J’ai évolué dans ma façon de m’entraîner. Il faut trouver ce qui est bon pour soi. Il y en a qui préfèrent faire beaucoup d’endurance, moi j’essaie de varier les distances et les exercices: un petit peu de vitesse sur la piste mais aussi une sortie longue le dimanche avec une ou deux copines.
On court tout le temps. On court la nuit aussi.
Le marathonien, il veut toujours faire mieux. On est des perfectionnistes. Améliorer à chaque fois notre propre performance: si j’ai mis quatre heures, il faut que la prochaine fois je fasse moins. Ou bien c’est une place, faire une place. Gagner. Faire un podium. Là c’est le summum. Quand on peut faire et un meilleur temps et un podium, c’est le bonheur. Pour gagner quoi? Pour gagner rien du tout. Sur certaines courses il y a de l’argent. Mais ce n’est pas ça. C’est un défi contre soi-même. Faire toujours mieux.
Ensuite? eh bien ensuite il y a un creux. On ne peut plus courir, on est en manque. Une grande fatigue. Pour que le corps se remette on dit que c’est un jour par kilomètre parcouru. Donc 42 jours... Toutes les fibres musculaires sont abîmées. On ne court presque plus. Les professionnels se massent, s’entretiennent, nous les amateurs on repart dans nos vies professionnelles. Puis on sent petit à petit le corps qui se régénère. Comme si on atteignait une pureté à un moment donné, je ne sais pas comment expliquer. On est régénéré d’avoir fait ça. Et ça revient. C’est un cycle en fait. Je ne sais pas si vous comprenez. C’est comme la vie. On apprend.

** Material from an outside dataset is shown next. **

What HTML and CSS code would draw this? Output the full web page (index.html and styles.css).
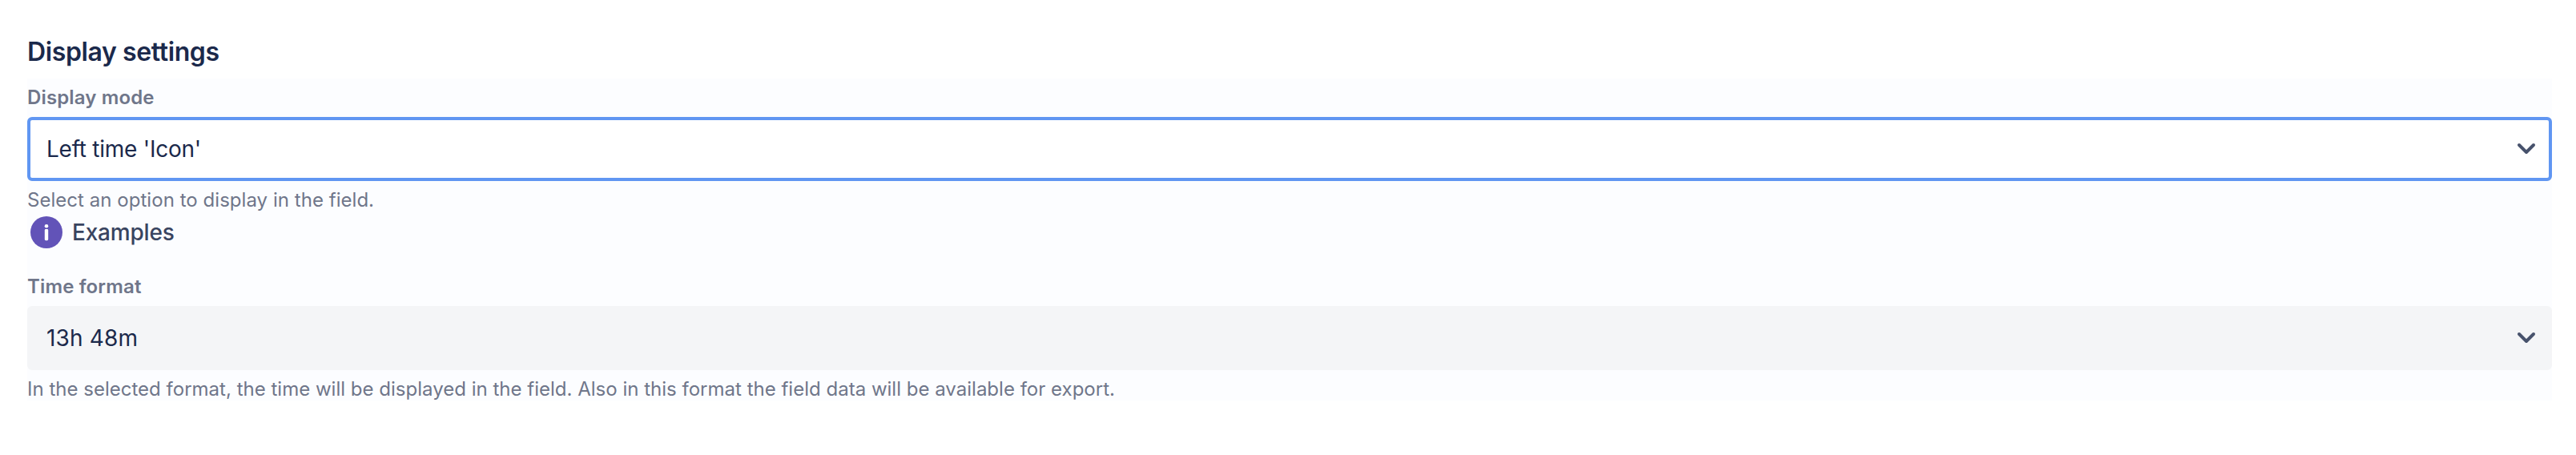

Cela change ma façon de voir la vie. Le sport de toutes façons vous apprend plein de choses. Moi cela m’a appris à ne pas paniquer dans le travail, à affronter les problèmes. Je les prends les uns après les autres, je ne panique pas. Je fais les choses sur la durée, comme un marathon. On prend le temps, on se pose, ça décante. Comme avec l’entraînement. Je serai prête le jour où il faudra. Cela m’apprend à gérer mon stress. Et à m’organiser aussi.
Le marathon il faut être humble, respectueux de son corps. Il ne faut pas lui demander plus qu’il ne peut. C’est cela que j’essaie de transmettre à mes élèves: tu n’as qu’un corps, il faut être exigent, mais il ne faut pas lui demander l’impossible.